In the 1960s, following a symposium on doping, several governments had started to undertake the fight against doping. The “doping” was defined as “the use of substances or means designed to artificially increase the performance in general or on occasion of competition, which may be detrimental to the athletic ethics and the physical and psychological integrity of an athlete”. The first national laws date back to 1965.
In 1989, a European convention required all countries “to persuade their sports federations without delay to take measures and to dictate, if they have not already done so, the regulations to condemn the use or facilitation for or in the course of a sport competition, of the substances or means set out in the attached list”.
Due to multiple cases, often linked to harmonization problems (between the sports movements, various states, sports institutions), the World Anti-Doping Agency (WADA) was created in 1999 in the form of a foundation of Swiss private law, directed and financed 50% by the sports movement and 50% by the States.
The first World Anti-Doping Code was written in 2003. In order to give it international legal force, the States under the aegis of UNESCO developed an International Convention against Doping in Sport. To date, 185 countries have ratified it.
This institutional presentation opens a series of questions. What are the activities of the “anti-doping community”? On behalf of what principles do the actors act? What are the difficulties? Why do doping practices still persist? What are the limits of anti-doping policies and how can they be improved?
In this critical issue, scientists are often mobilized to develop molecular detection methods to analyze the psychological determinants of doping practices, but they do much less to understand the social dimensions of doping and the fight against doping. Such works are few and often scattered.
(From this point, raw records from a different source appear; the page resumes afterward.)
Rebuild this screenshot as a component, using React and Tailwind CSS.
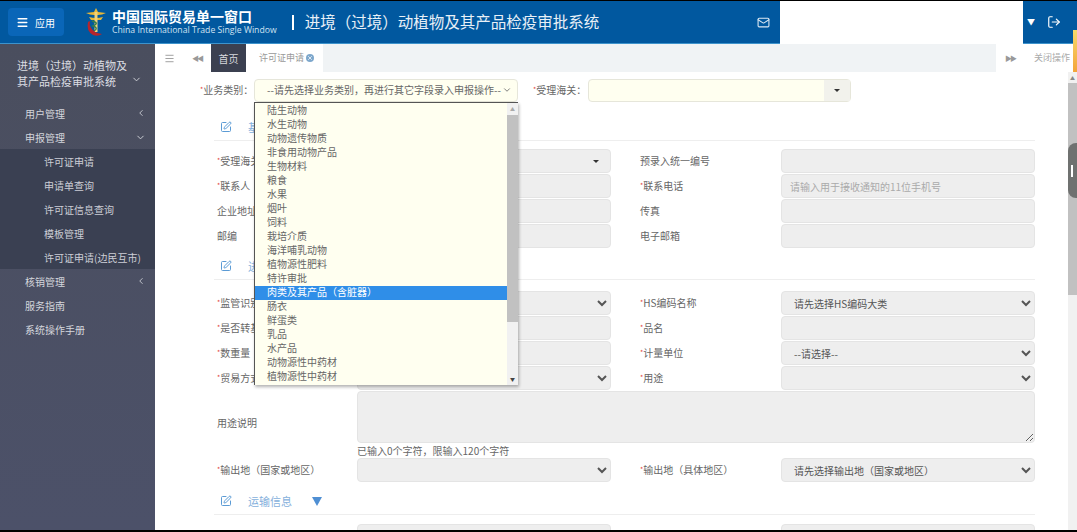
import { ChevronDown, ChevronLeft, LogOut, Mail, Menu, SquarePen, X } from "lucide-react";

const categories = [
  "陆生动物", "水生动物", "动物遗传物质", "非食用动物产品", "生物材料", "粮食", "水果", "烟叶", "饲料", "栽培介质",
  "海洋哺乳动物", "植物源性肥料", "特许审批", "肉类及其产品（含脏器）", "肠衣", "鲜蛋类", "乳品", "水产品",
  "动物源性中药材", "植物源性中药材",
];

const Logo = () => (
  <svg width="24" height="30" viewBox="0 0 24 30" className="mr-[4px] shrink-0">
    <path d="M12 1 L14 5 L22 6 Q18 8 14 8 L10 8 Q6 8 2 6 L10 5 Z" fill="#e8b838" />
    <path d="M5 10 Q12 12 19 10 L17 13 L7 13 Z" fill="#e8b838" />
    <rect x="10.5" y="5" width="3" height="20" fill="#f0d27a" />
    <path d="M8 14 Q16 16 9 19 Q15 21 10 24" stroke="#2f7d4f" strokeWidth="1.4" fill="none" />
    <path d="M4 15 Q2 24 9 28 Q14 30 18 27 Q10 26 7 21 Q5 18 6 14 Z" fill="#b8242c" />
  </svg>
);

const Caret = () => <span className="h-0 w-0 border-x-[3px] border-t-[3px] border-x-transparent border-t-[#333]" />;

const SideItem = ({ children, icon }) => (
  <div className="flex h-6 items-center justify-between pl-[25px] pr-[9px] text-[10px] text-[#d4d6dc]">
    <span>{children}</span>
    {icon}
  </div>
);

const SubItem = ({ children }) => (
  <div className="flex h-6 items-center pl-[44px] text-[10px] text-[#ccced6]">{children}</div>
);

const Label = ({ text, required, className = "" }) => (
  <div className={`flex items-center whitespace-nowrap pb-[2px] text-[10px] text-[#666] ${className}`}>
    {required && <span className="text-[7px] text-[#e2453c]">*</span>}
    {text}
  </div>
);

const Input = ({ placeholder }) => (
  <input
    disabled
    placeholder={placeholder}
    className="h-6 w-[254px] rounded border border-[#e4e4e4] bg-[#eeeeee] px-2 text-[10px] placeholder:text-[#aaa]"
  />
);

const Select = ({ value = "" }) => (
  <select className="h-6 w-[254px] rounded border border-[#e4e4e4] bg-[#eeeeee] px-2 text-[10px] text-[#555]">
    <option>{value}</option>
  </select>
);

const Row = ({ left, right }) => (
  <div className="mb-px flex h-6">
    <Label {...left.label} className="w-[143px] pl-[3px]" />
    {left.field}
    <Label {...right.label} className="w-[170px] pl-[29px]" />
    {right.field}
  </div>
);

const Section = ({ title, caret, className = "" }) => (
  <div className={`flex h-[26px] items-center border-b border-[#eeeeee] pb-px ${className}`}>
    <SquarePen size={12} className="ml-[6px] text-[#5b9bd5]" />
    <span className="ml-[16px] text-[11px] text-[#85b0dc]">{title}</span>
    {caret && <span className="ml-[20px] h-0 w-0 border-x-[5px] border-t-[9px] border-x-transparent border-t-[#4f8fd3]" />}
  </div>
);

export default function App() {
  return (
    <div
      className="relative flex h-[532px] w-[1077px] flex-col overflow-hidden bg-white"
      style={{ fontFamily: '"Noto Sans CJK SC", "Liberation Sans", sans-serif' }}
    >
      <div className="h-px shrink-0 bg-black" />

      {/* Top bar */}
      <div className="flex h-[43px] shrink-0">
        <div className="flex w-[780px] items-center border-b border-[#3d93cc] bg-[#01589f] pl-2 pr-[10px] text-white">
          <div className="flex h-7 w-14 items-center rounded-sm bg-[#0a66b8] pl-2">
            <Menu size={13} strokeWidth={2.5} />
            <span className="ml-[6px] text-[10px]">应用</span>
          </div>
          <div className="ml-[20px]">
            <Logo />
          </div>
          <div className="flex flex-col">
            <span className="text-[14px] font-bold leading-[17px]">中国国际贸易单一窗口</span>
            <span className="whitespace-nowrap text-[8.7px] leading-[11px] text-[#cfe2f2]" style={{ fontFamily: '"Open Sans", sans-serif' }}>
              China International Trade Single Window
            </span>
          </div>
          <span className="ml-[15px] h-[15px] w-[2px] bg-white" />
          <span className="ml-[11px] whitespace-nowrap text-[15.5px] text-[#e8f0f7]">进境（过境）动植物及其产品检疫审批系统</span>
          <Mail size={13} className="ml-auto text-[#dbe8f3]" />
        </div>
        <div className="flex-1" />
        <div className="flex w-[54px] items-center border-b border-[#3d93cc] bg-[#01589f] pl-[4px] text-white">
          <span className="text-[8px]">▼</span>
          <LogOut size={14} className="ml-[12px]" />
        </div>
      </div>

      <div className="flex min-h-0 flex-1">
        {/* Sidebar */}
        <div className="w-[155px] shrink-0 bg-gradient-to-b from-[#4a4e5e] to-[#4c5169]">
          <div className="flex h-[57px] items-start justify-between pl-[17px] pr-[13px] pt-[13px]">
            <div className="text-[11px] leading-4 text-[#dcdee3]">
              进境（过境）动植物及
              <br />
              其产品检疫审批系统
            </div>
            <ChevronDown size={11} className="mt-[17px] shrink-0 text-[#d4d6dc]" />
          </div>
          <SideItem icon={<ChevronLeft size={10} />}>用户管理</SideItem>
          <SideItem icon={<ChevronDown size={11} />}>申报管理</SideItem>
          <div className="bg-[#3a4052]">
            <SubItem>许可证申请</SubItem>
            <SubItem>申请单查询</SubItem>
            <SubItem>许可证信息查询</SubItem>
            <SubItem>模板管理</SubItem>
            <SubItem>许可证申请(边民互市)</SubItem>
          </div>
          <SideItem icon={<ChevronLeft size={10} />}>核销管理</SideItem>
          <SideItem>服务指南</SideItem>
          <SideItem>系统操作手册</SideItem>
        </div>

        <div className="flex min-w-0 flex-1 flex-col">
          {/* Tab bar */}
          <div className="flex h-7 shrink-0 items-stretch text-[9px]">
            <div className="flex w-[28px] items-center justify-center text-[#999]">
              <Menu size={11} />
            </div>
            <div className="flex w-[28px] items-center justify-center text-[7px] tracking-[-2px] text-[#999]">◀◀</div>
            <div className="flex w-[35px] items-center justify-center bg-[#3b4050] text-[10px] text-[#d8dade]">首页</div>
            <div className="flex w-[77px] items-center justify-end gap-[2px] pr-[9px] text-[#999]">
              许可证申请
              <span className="flex h-[8px] w-[8px] items-center justify-center rounded-full bg-[#7da7cc] text-white">
                <X size={6} strokeWidth={3} />
              </span>
            </div>
            <div className="flex-1 bg-[#f0f3f5]" />
            <div className="flex w-[28px] items-center justify-center text-[7px] tracking-[-2px] text-[#999]">▶▶</div>
            <div className="flex w-[53px] items-center whitespace-nowrap pl-[10px] text-[#aaa]">关闭操作</div>
          </div>

          <div className="flex min-h-0 flex-1">
            {/* Form */}
            <div className="min-w-0 flex-1 overflow-hidden">
              <div className="flex h-[30px] items-end">
                <Label text="业务类别：" required className="ml-[45px] h-[23px] w-[54px]" />
                <div className="flex h-[23px] w-[264px] items-center justify-between rounded-sm border border-[#e6e6da] bg-[#fffff0] pb-[2px] pl-[12px] pr-[5px] text-[10px] text-[#666]">
                  <span className="whitespace-nowrap">--请先选择业务类别，再进行其它字段录入申报操作--</span>
                  <ChevronDown size={10} className="shrink-0" />
                </div>
                <Label text="受理海关：" required className="ml-[15px] h-[23px] w-[55px]" />
                <div className="flex h-[23px] w-[263px] items-stretch rounded-sm border border-[#e6e6da] bg-[#fffff0]">
                  <div className="flex-1" />
                  <div className="flex w-[26px] items-center justify-center bg-[#f2f2ec]">
                    <Caret />
                  </div>
                </div>
              </div>

              <div className="ml-[59px] w-[821px]">
                <Section title="基本信息" className="mt-[13px]" />
                <div className="mt-2">
                  <Row
                    left={{
                      label: { text: "受理海关", required: true },
                      field: (
                        <div className="flex h-6 w-[254px] items-center justify-end rounded border border-[#e4e4e4] bg-[#eeeeee] pr-[11px]">
                          <Caret />
                        </div>
                      ),
                    }}
                    right={{ label: { text: "预录入统一编号" }, field: <Input /> }}
                  />
                  <Row
                    left={{ label: { text: "联系人", required: true }, field: <Input /> }}
                    right={{ label: { text: "联系电话", required: true }, field: <Input placeholder="请输入用于接收通知的11位手机号" /> }}
                  />
                  <Row
                    left={{ label: { text: "企业地址" }, field: <Input /> }}
                    right={{ label: { text: "传真" }, field: <Input /> }}
                  />
                  <Row
                    left={{ label: { text: "邮编" }, field: <Input /> }}
                    right={{ label: { text: "电子邮箱" }, field: <Input /> }}
                  />
                </div>

                <Section title="进境信息" className="mt-[6px]" />
                <div className="mt-[11px]">
                  <Row
                    left={{ label: { text: "监管识别码", required: true }, field: <Select /> }}
                    right={{ label: { text: "HS编码名称", required: true }, field: <Select value="请先选择HS编码大类" /> }}
                  />
                  <Row
                    left={{ label: { text: "是否转基因", required: true }, field: <Input /> }}
                    right={{ label: { text: "品名", required: true }, field: <Input /> }}
                  />
                  <Row
                    left={{ label: { text: "数重量", required: true }, field: <Input /> }}
                    right={{ label: { text: "计量单位", required: true }, field: <Select value="--请选择--" /> }}
                  />
                  <Row
                    left={{ label: { text: "贸易方式", required: true }, field: <Select /> }}
                    right={{ label: { text: "用途", required: true }, field: <Select /> }}
                  />
                  <div className="flex h-[52px]">
                    <Label text="用途说明" className="w-[143px] pl-[3px] pt-[12px]" />
                    <textarea disabled className="h-[52px] w-[678px] rounded border border-[#e4e4e4] bg-[#eeeeee]" />
                  </div>
                  <div className="flex h-[15px] items-center pl-[143px] text-[10px] text-[#666]">已输入0个字符，限输入120个字符</div>
                  <Row
                    left={{ label: { text: "输出地（国家或地区）", required: true }, field: <Select /> }}
                    right={{ label: { text: "输出地（具体地区）", required: true }, field: <Select value="请先选择输出地（国家或地区）" /> }}
                  />
                </div>

                <Section title="运输信息" caret className="mt-[7px]" />
                <div className="mt-[9px] flex">
                  <div className="w-[143px]" />
                  <Input />
                  <div className="w-[170px]" />
                  <Input />
                </div>
              </div>
            </div>

            {/* Page scrollbar */}
            <div className="flex w-[9px] shrink-0 flex-col bg-[#f1f1f1]">
              <div className="flex h-[11px] items-center justify-center text-[5px] text-[#888]">▲</div>
              <div className="h-[212px] bg-[#c1c1c1]" />
            </div>
          </div>
        </div>
      </div>
      <div className="h-[2px] shrink-0 bg-black" />

      {/* Open select list */}
      <div className="absolute left-[254px] top-[102px] flex h-[283px] w-[264px] border-l border-t border-[#555] bg-[#fffff0] shadow-[1px_2px_3px_rgba(0,0,0,0.3)]">
        <div className="flex-1 pt-px text-[10px] text-[#666]">
          {categories.map((c) => (
            <div
              key={c}
              className={`flex h-[14px] items-center pb-[3px] pl-[12px] ${c.startsWith("肉类") ? "bg-[#2f8ee8] text-white" : ""}`}
            >
              {c}
            </div>
          ))}
        </div>
        <div className="flex w-[11px] flex-col bg-[#f1f1f1]">
          <div className="flex h-[12px] items-center justify-center text-[5px] text-[#aaa]">▲</div>
          <div className="h-[207px] bg-[#c1c1c1]" />
          <div className="mt-auto flex h-[12px] items-center justify-center text-[5px] text-[#444]">▼</div>
        </div>
      </div>

      {/* Overlays at the window edge */}
      <div className="absolute right-0 top-[30px] h-[42px] w-[4px] bg-gradient-to-b from-[#f5d96b] to-[#f3a43a]" />
      <div className="absolute right-0 top-[143px] flex h-[55px] w-[9px] items-center rounded-l-[8px] bg-[#6f7170] pl-[3px]">
        <span className="h-[12px] w-[2px] bg-white" />
      </div>
    </div>
  );
}
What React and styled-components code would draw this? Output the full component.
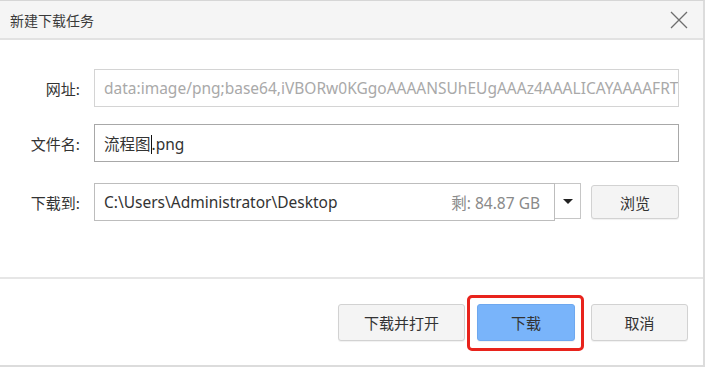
import React from 'react';
import styled, { createGlobalStyle } from 'styled-components';

const GlobalStyle = createGlobalStyle`
  html, body {
    margin: 0;
    padding: 0;
    background: #ffffff;
  }
  body {
    font-family: "Noto Sans", "Noto Sans CJK SC", sans-serif;
  }
`;

const Window = styled.div`
  width: 705px;
  height: 367px;
  box-sizing: border-box;
  border-top: 1px solid #d6d6d6;
  border-right: 2px solid #dcdcdc;
  border-bottom: 2px solid #dcdcdc;
  display: flex;
  flex-direction: column;
  background: #ffffff;
  overflow: hidden;
`;

const TitleBar = styled.div`
  height: 37px;
  flex-shrink: 0;
  background: #f5f5f5;
  border-bottom: 2px solid #e2e2e2;
  display: flex;
  align-items: center;
  justify-content: space-between;
  padding: 0 14px 0 10px;
`;

const Title = styled.span`
  font-size: 14px;
  color: #3a3a3a;
  font-family: "Noto Sans CJK SC", sans-serif;
`;

const CloseButton = styled.button`
  width: 20px;
  height: 20px;
  padding: 0;
  border: none;
  background: transparent;
  display: flex;
  align-items: center;
  justify-content: center;
`;

const Body = styled.div`
  flex: 1;
  display: flex;
  flex-direction: column;
  gap: 19px;
  padding: 29px 0 0 0;
  border-bottom: 2px solid #e6e6e6;
`;

const Row = styled.div`
  display: flex;
  align-items: center;
  height: 38px;
  margin-top: ${p => p.$shift || 0}px;
`;

const Label = styled.label`
  width: 80px;
  margin-right: 14px;
  text-align: right;
  font-size: 15px;
  color: #333;
  font-family: "Noto Sans CJK SC", sans-serif;
`;

const Field = styled.div`
  box-sizing: border-box;
  width: ${p => p.$width}px;
  height: 38px;
  border: 1px solid ${p => p.$border};
  display: flex;
  align-items: center;
  justify-content: space-between;
  padding: 0 14px 0 9px;
  font-size: 15.5px;
  color: ${p => p.$color};
  white-space: nowrap;
  overflow: hidden;
  font-family: "Noto Sans", "Noto Sans CJK SC", sans-serif;
`;

const Caret = styled.span`
  display: inline-block;
  width: 1px;
  height: 19px;
  background: #111;
  vertical-align: -4px;
`;

const Free = styled.span`
  color: #8a8a8a;
  font-size: 15.5px;
`;

const DropToggle = styled.div`
  box-sizing: border-box;
  width: 26px;
  height: 36px;
  align-self: flex-start;
  border: 1px solid #c6c6c6;
  border-left: none;
  display: flex;
  align-items: center;
  justify-content: center;
`;

const Arrow = styled.span`
  width: 0;
  height: 0;
  border-left: 5px solid transparent;
  border-right: 5px solid transparent;
  border-top: 5px solid #222;
`;

const Footer = styled.div`
  height: 86px;
  flex-shrink: 0;
  display: flex;
  align-items: center;
  justify-content: flex-end;
  padding-right: 15px;
`;

const Button = styled.button`
  box-sizing: border-box;
  width: ${p => p.$width}px;
  height: ${p => p.$height || 37}px;
  margin-left: ${p => p.$gap || 0}px;
  border: 1px solid ${p => (p.$primary ? '#6ea8ef' : '#d2d2d2')};
  border-radius: 3px;
  background: ${p => (p.$primary ? '#79b4fa' : '#f4f4f4')};
  color: #333;
  font-size: 15px;
  font-family: "Noto Sans CJK SC", sans-serif;
  padding: 0;
  box-shadow: 0 1px 1px rgba(0, 0, 0, 0.06);
`;

const Highlight = styled.div`
  position: relative;
  margin-left: 12px;
  &::after {
    content: '';
    position: absolute;
    left: -10px;
    right: -9px;
    top: -9px;
    bottom: -10px;
    border: 3px solid #e8231c;
    border-radius: 5px;
    pointer-events: none;
  }
`;

export default function App() {
  return (
    <>
      <GlobalStyle />
      <Window>
        <TitleBar>
          <Title>新建下载任务</Title>
          <CloseButton aria-label="关闭">
            <svg width="18" height="18" viewBox="0 0 18 18">
              <path d="M1 1 L17 17 M17 1 L1 17" stroke="#6e6e6e" strokeWidth="1.3" fill="none" />
            </svg>
          </CloseButton>
        </TitleBar>
        <Body>
          <Row>
            <Label>网址:</Label>
            <Field $width={585} $border="#d4d4d4" $color="#a9a9a9">
              data:image/png;base64,iVBORw0KGgoAAAANSUhEUgAAAz4AAALICAYAAAAFRT
            </Field>
          </Row>
          <Row $shift={-2}>
            <Label>文件名:</Label>
            <Field $width={585} $border="#a8a8a8" $color="#333">
              <span>
                流程图<Caret />.png
              </span>
            </Field>
          </Row>
          <Row $shift={2}>
            <Label>下载到:</Label>
            <Field $width={461} $border="#bdbdbd" $color="#333">
              <span>C:\Users\Administrator\Desktop</span>
              <Free>剩: 84.87 GB</Free>
            </Field>
            <DropToggle>
              <Arrow />
            </DropToggle>
            <Button $width={88} $height={34} $gap={10}>浏览</Button>
          </Row>
        </Body>
        <Footer>
          <Button $width={127}>下载并打开</Button>
          <Highlight>
            <Button $width={98} $primary>下载</Button>
          </Highlight>
          <Button $width={97} $gap={16}>取消</Button>
        </Footer>
      </Window>
    </>
  );
}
The actors involved in the fight against doping rarely call for the social sciences, which have much to say and understand about these phenomena.

The Chair

This Chair is based on many of these concerns.
It seems important to us to consider both doping and the fight against doping in their social dimension. Sociologists, anthropologists, historians, political and legal scientists can investigate these doping practices, identify values and principles (which may be contradictory, for example, when it is necessary to go further the limits), and above all to study the realities of the implementation of anti-doping tools.
The social sciences can help the actors involved in the fight against doping with their work, whether to examine the difficulties of prevention, to study the harmonization processes or to evaluate public policies.
Beyond the difficulties associated with doping practices, there is a theoretical challenge to understand how a globalized approach to a health problem can be articulated while local constraints are taken into account. This tension between the local and the global is an object of this research program. Thus, it consists in, on the one hand, carrying out investigations based on realities in the field of different countries, thanks to a network of university laboratories which this Chair allows to create, and on the other hand, a rigorous analysis based on an empirical material composed of social science literature and surveys to take into account the diversity of cultures and related practices.

Specifically …

Thanks to this Chair, our research group and academic partners in a number of countries can develop a knowledge about doping practices and analyze anti-doping policies by structuring an “epistemic community” working on these issues. This goes through:
• development of academic exchanges (students, PhD students, researchers);
• organization of scientific events
• shared training
• exchange of documentary resources, which is intended to lead to the construction of an international research centre.
Furthermore, we are ready to respond to the needs of the actors involved in the fight against doping, in particular the government authorities, who may ask us for help to improve their knowledge of doping and evaluate their policies. We are ready to assist the UNESCO Secretariat in its monitoring mission of the International Convention on Doping in Sport. We will strive to respond to institutions, journalists or anti-doping activists who would like to benefit from our expertise.